EU proposals to cut the number of days fishermen can spend at sea would "cripple" Scotland's fishing industry, the Rural Affairs Secretary has said.
Fisheries ministers from across Europe will meet in Luxembourg on Thursday, where Richard Lochhead will argue for an increase in the Total Allowable Catch (TAC) and no reduction in days allowed at sea.
Mr Lochead said these would be his "key negotiating priorities" in the run-up to crucial talks for the industry later this year.
"Preventing a cut to days-at-sea allowance and, if the science supports it, securing an increase in cod TAC, are two of our key negotiating priorities as we enter this important phase leading up to the crunch Fisheries Council in December," he said.
"And I will be doing everything I can to secure a favourable outcome for Scotland's fishermen."
If fishermen had their days at sea cut, there is a danger they would not be able to catch the amount of fish allocated to them, Mr Lochhead argued.
"One of the most simple and indisputable issues in fishing is that fishermen need to be able to go to sea to catch the quota that has been allocated to them. By cutting the days they are able to go to sea, we risk them not being able to do that and, at a most basic level, that is a ridiculous situation to get ourselves into."
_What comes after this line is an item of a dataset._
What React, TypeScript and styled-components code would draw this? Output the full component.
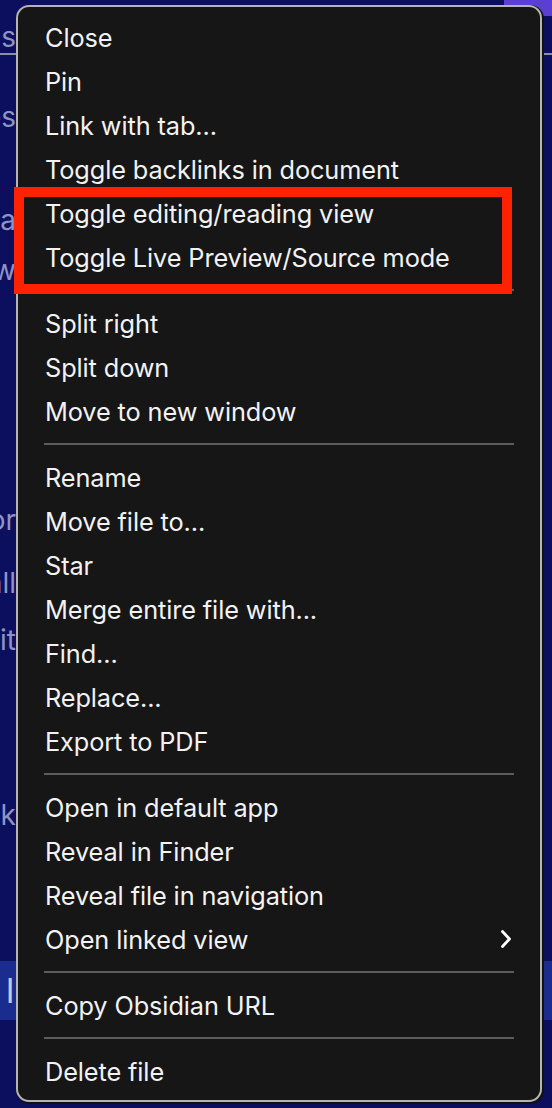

Cutting the time fishermen spend at sea could be damaging to fish stocks, as boats would not be able to fish selectively.
"A reduction to days-at-sea allocation also has a significant economic impact on fishermen and prevents them from fishing selectively due to the reduced time at sea available which is therefore detrimental to fish stocks, clearly not what EU ministers want to achieve. So I will be arguing hard for an effort freeze," Mr Lochhead said.
The Rural Affairs Secretary went on to describe the proposed cut the amount of cod Scotland's fishermen would be allowed to land as "deeply concerning".
Mr Lochhead expects scientific advice due to be published soon "will continue to show significant recovery in cod stocks", arguing that if stocks are increasing, a cut in the quota would only achieve an increase in discards "which is the very thing we are aiming to eradicate through recent Common Fisheries Policy reforms".
He stressed: "It is vital to our success in reducing discards that we take a sensible approach, in line with the science, to managing fish stocks. And again, it is important we don't end up getting the opposite result from what council wants to achieve."